‘Accident prone’ man faces legal bill over ‘opportunistic’ claim

Thomas Moore’s injuries action over traffic incident at best an ‘exaggerated’ one, judge says

A High Court judge said there was ‘most minor’ contact between Thomas Moore and Mary Carroll’s vehicles and  the damage was no more than ‘scuff marks’. File image: iStock.

A High Court judge said there was ‘most minor’ contact between Thomas Moore and Mary Carroll’s vehicles and the damage was no more than ‘scuff marks’. File image: iStock.

 

An “accident prone” man faces a substantial legal costs bill after losing an action for damages against a woman over what he claimed was a traffic accident.

High Court judge Mr Justice Michael Twomey said “one would be hard pressed” to describe the 2013 incident involving Thomas Moore and Mary Carroll as an accident.

He said there was “most minor” contact between their vehicles and that the damage was no more than “scuff marks” on the bumper of Mr Moore’s van. It was “highly improbable” that Mr Moore suffered any personal injuries as a result of the incident, the judge found.

The court heard Mr Moore has a history of left hip pain going back to 2004 and appeared “somewhat accident prone”, having advanced at least five claims to date relating to both workplace and car accidents, several of which were for back injuries and resulted in damages of €87,000.

After Mr Moore lost his claim for €60,000 damages in the Circuit Court, the maximum sum permissible there, he appealed to the High Court.

‘Exaggerated’

In his judgment, Mr Justice Twomey said he had “no hesitation” in dismissing the case and awarding 100 per cent of the costs in both courts against Mr Moore. He expressed regret that Ms Carroll had to attend court twice to face “at best an exaggerated claim for personal injuries”, and at worst, “an opportunistic attempt to manufacture a personal injury claim against an innocent motorist”.

If Mr Moore continues to be “accident prone” in his workplace and car, it was relevant to note the Circuit and High courts had dismissed this claim on the grounds “he was not credible”, he added.

The judge also referred to a recent Court of Appeal judgment urging the courts to exercise “caution” dealing with expert evidence provided, particularly where the expert may have relied on what they were told by the party involved.

In this case, a consultant in 2014 essentially said, on the balance of probability, Mr Moore’s left hip pain was caused by the accident despite the consultant having just weeks earlier received a letter from Mr Moore’s GP stating he was “experiencing chronic left hip pain going back as far as 2004”.

Expert evidence

While it was possible the consultant may have relied on what he was told by Mr Moore, it illustrated the importance of the need for caution in the court’s treatment of expert evidence, he said.

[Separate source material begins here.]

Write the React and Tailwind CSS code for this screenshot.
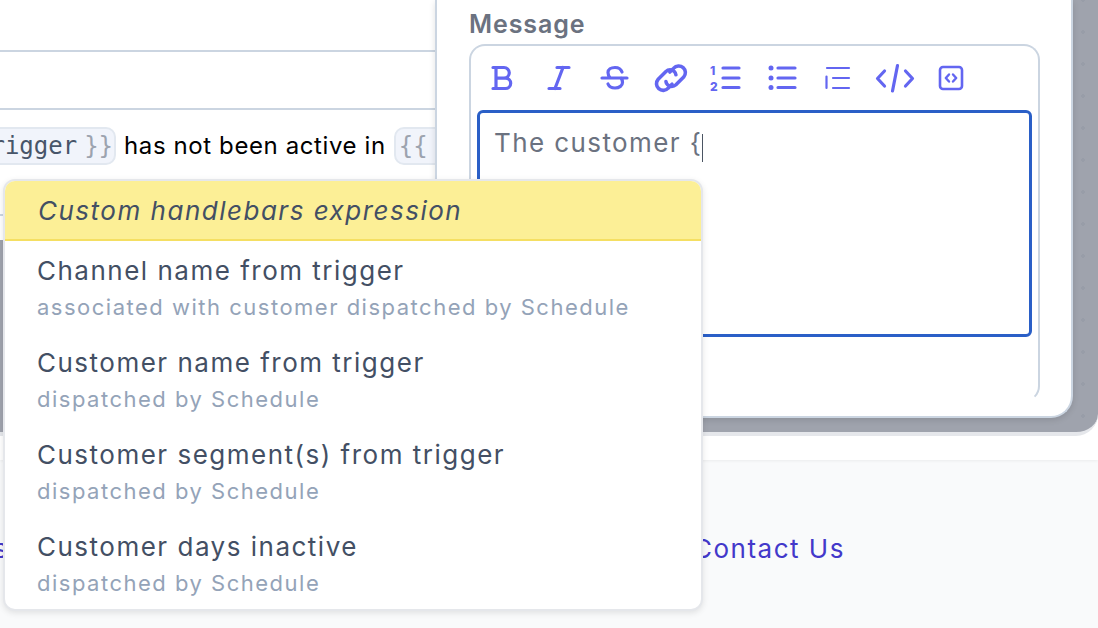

Mr Moore (43), Dun a Rí, Tinryland, Co Carlow, who runs a mobile confectionery business, sued Ms Carroll, a pensioner, of Tullow, Co Carlow, over the accident at Pollerton Road, Co Carlow, on November 12th 2013.

He claimed Ms Carroll pulled out of a side road onto a main road on which he was driving, causing him to brake suddenly and come into contact with her car.

Mr Moore argued that this resulted in injuries. However, the judge said a “more accurate” description might be that his car came to a stop right next to, but touching Ms Carroll’s car leaving scuff marks on the bumper.

It was put to Mr Moore that it was “somewhat concerning” that after this “most minor” contact, he jumped out of his car and shouted at Ms Carroll not to move and he was calling the gardaí­. Mr Moore had not denied that had happened but claimed he could not remember if he did it after the “shock of the accident”.